• _MATERIAL PROVIDED_:

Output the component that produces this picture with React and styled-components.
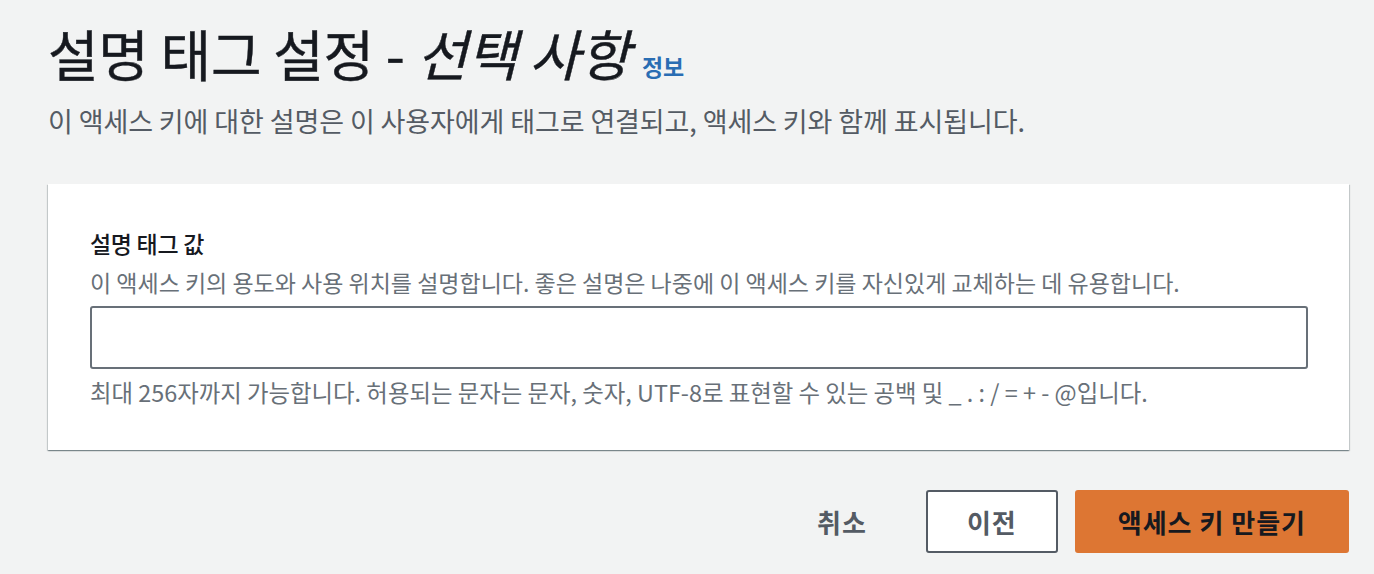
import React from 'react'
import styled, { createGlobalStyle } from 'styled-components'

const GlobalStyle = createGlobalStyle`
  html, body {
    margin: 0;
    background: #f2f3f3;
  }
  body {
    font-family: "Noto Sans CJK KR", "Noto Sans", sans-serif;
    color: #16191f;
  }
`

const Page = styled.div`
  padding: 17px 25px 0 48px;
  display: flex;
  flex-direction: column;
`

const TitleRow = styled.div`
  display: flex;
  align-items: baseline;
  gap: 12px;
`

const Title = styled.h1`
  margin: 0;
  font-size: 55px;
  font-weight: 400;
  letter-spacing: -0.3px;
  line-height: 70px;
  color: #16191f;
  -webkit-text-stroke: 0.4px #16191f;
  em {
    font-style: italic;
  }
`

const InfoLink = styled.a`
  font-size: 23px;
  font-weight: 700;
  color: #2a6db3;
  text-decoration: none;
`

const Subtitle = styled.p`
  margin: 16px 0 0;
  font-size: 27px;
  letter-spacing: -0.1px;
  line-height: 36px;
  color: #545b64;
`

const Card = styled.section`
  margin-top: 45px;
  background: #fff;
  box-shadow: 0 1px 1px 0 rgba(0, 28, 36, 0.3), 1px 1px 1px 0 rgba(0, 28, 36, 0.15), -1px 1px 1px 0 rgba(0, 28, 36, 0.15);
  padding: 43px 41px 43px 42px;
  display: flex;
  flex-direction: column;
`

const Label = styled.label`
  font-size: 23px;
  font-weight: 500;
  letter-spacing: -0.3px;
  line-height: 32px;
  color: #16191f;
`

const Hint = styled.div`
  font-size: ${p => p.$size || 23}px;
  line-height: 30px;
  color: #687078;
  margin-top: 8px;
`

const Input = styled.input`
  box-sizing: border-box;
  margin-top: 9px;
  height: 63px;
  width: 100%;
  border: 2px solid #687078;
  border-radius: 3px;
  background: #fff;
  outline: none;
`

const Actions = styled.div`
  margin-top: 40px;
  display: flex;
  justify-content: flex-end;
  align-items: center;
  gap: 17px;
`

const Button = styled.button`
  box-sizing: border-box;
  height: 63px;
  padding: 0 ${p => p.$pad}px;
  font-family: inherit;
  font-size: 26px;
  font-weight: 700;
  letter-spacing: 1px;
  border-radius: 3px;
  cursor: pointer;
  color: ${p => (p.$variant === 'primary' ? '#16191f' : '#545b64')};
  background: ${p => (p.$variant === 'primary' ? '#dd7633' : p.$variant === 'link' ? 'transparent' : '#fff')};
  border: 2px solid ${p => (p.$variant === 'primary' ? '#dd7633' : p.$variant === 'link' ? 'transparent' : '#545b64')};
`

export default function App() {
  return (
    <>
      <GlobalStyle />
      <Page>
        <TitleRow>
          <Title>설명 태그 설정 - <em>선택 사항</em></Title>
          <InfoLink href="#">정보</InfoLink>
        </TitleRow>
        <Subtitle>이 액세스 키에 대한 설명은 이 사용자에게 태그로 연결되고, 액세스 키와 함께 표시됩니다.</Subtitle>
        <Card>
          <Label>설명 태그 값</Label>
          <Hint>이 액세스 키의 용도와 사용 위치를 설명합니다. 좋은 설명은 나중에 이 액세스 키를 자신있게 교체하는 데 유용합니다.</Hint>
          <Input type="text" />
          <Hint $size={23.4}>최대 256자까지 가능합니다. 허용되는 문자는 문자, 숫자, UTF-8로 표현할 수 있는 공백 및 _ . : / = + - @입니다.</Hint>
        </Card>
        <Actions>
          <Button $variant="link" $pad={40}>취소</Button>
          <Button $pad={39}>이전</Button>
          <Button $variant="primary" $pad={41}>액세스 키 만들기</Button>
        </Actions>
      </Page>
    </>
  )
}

• _TASK TO CARRY OUT_:
Without including any pictures, print all of the material exactly as given.

• _WRITTEN ANSWER_:
Output the component that produces this picture with React and styled-components.
import React from 'react'
import styled, { createGlobalStyle } from 'styled-components'

const GlobalStyle = createGlobalStyle`
  html, body {
    margin: 0;
    background: #f2f3f3;
  }
  body {
    font-family: "Noto Sans CJK KR", "Noto Sans", sans-serif;
    color: #16191f;
  }
`

const Page = styled.div`
  padding: 17px 25px 0 48px;
  display: flex;
  flex-direction: column;
`

const TitleRow = styled.div`
  display: flex;
  align-items: baseline;
  gap: 12px;
`

const Title = styled.h1`
  margin: 0;
  font-size: 55px;
  font-weight: 400;
  letter-spacing: -0.3px;
  line-height: 70px;
  color: #16191f;
  -webkit-text-stroke: 0.4px #16191f;
  em {
    font-style: italic;
  }
`

const InfoLink = styled.a`
  font-size: 23px;
  font-weight: 700;
  color: #2a6db3;
  text-decoration: none;
`

const Subtitle = styled.p`
  margin: 16px 0 0;
  font-size: 27px;
  letter-spacing: -0.1px;
  line-height: 36px;
  color: #545b64;
`

const Card = styled.section`
  margin-top: 45px;
  background: #fff;
  box-shadow: 0 1px 1px 0 rgba(0, 28, 36, 0.3), 1px 1px 1px 0 rgba(0, 28, 36, 0.15), -1px 1px 1px 0 rgba(0, 28, 36, 0.15);
  padding: 43px 41px 43px 42px;
  display: flex;
  flex-direction: column;
`

const Label = styled.label`
  font-size: 23px;
  font-weight: 500;
  letter-spacing: -0.3px;
  line-height: 32px;
  color: #16191f;
`

const Hint = styled.div`
  font-size: ${p => p.$size || 23}px;
  line-height: 30px;
  color: #687078;
  margin-top: 8px;
`

const Input = styled.input`
  box-sizing: border-box;
  margin-top: 9px;
  height: 63px;
  width: 100%;
  border: 2px solid #687078;
  border-radius: 3px;
  background: #fff;
  outline: none;
`

const Actions = styled.div`
  margin-top: 40px;
  display: flex;
  justify-content: flex-end;
  align-items: center;
  gap: 17px;
`

const Button = styled.button`
  box-sizing: border-box;
  height: 63px;
  padding: 0 ${p => p.$pad}px;
  font-family: inherit;
  font-size: 26px;
  font-weight: 700;
  letter-spacing: 1px;
  border-radius: 3px;
  cursor: pointer;
  color: ${p => (p.$variant === 'primary' ? '#16191f' : '#545b64')};
  background: ${p => (p.$variant === 'primary' ? '#dd7633' : p.$variant === 'link' ? 'transparent' : '#fff')};
  border: 2px solid ${p => (p.$variant === 'primary' ? '#dd7633' : p.$variant === 'link' ? 'transparent' : '#545b64')};
`

export default function App() {
  return (
    <>
      <GlobalStyle />
      <Page>
        <TitleRow>
          <Title>설명 태그 설정 - <em>선택 사항</em></Title>
          <InfoLink href="#">정보</InfoLink>
        </TitleRow>
        <Subtitle>이 액세스 키에 대한 설명은 이 사용자에게 태그로 연결되고, 액세스 키와 함께 표시됩니다.</Subtitle>
        <Card>
          <Label>설명 태그 값</Label>
          <Hint>이 액세스 키의 용도와 사용 위치를 설명합니다. 좋은 설명은 나중에 이 액세스 키를 자신있게 교체하는 데 유용합니다.</Hint>
          <Input type="text" />
          <Hint $size={23.4}>최대 256자까지 가능합니다. 허용되는 문자는 문자, 숫자, UTF-8로 표현할 수 있는 공백 및 _ . : / = + - @입니다.</Hint>
        </Card>
        <Actions>
          <Button $variant="link" $pad={40}>취소</Button>
          <Button $pad={39}>이전</Button>
          <Button $variant="primary" $pad={41}>액세스 키 만들기</Button>
        </Actions>
      </Page>
    </>
  )
}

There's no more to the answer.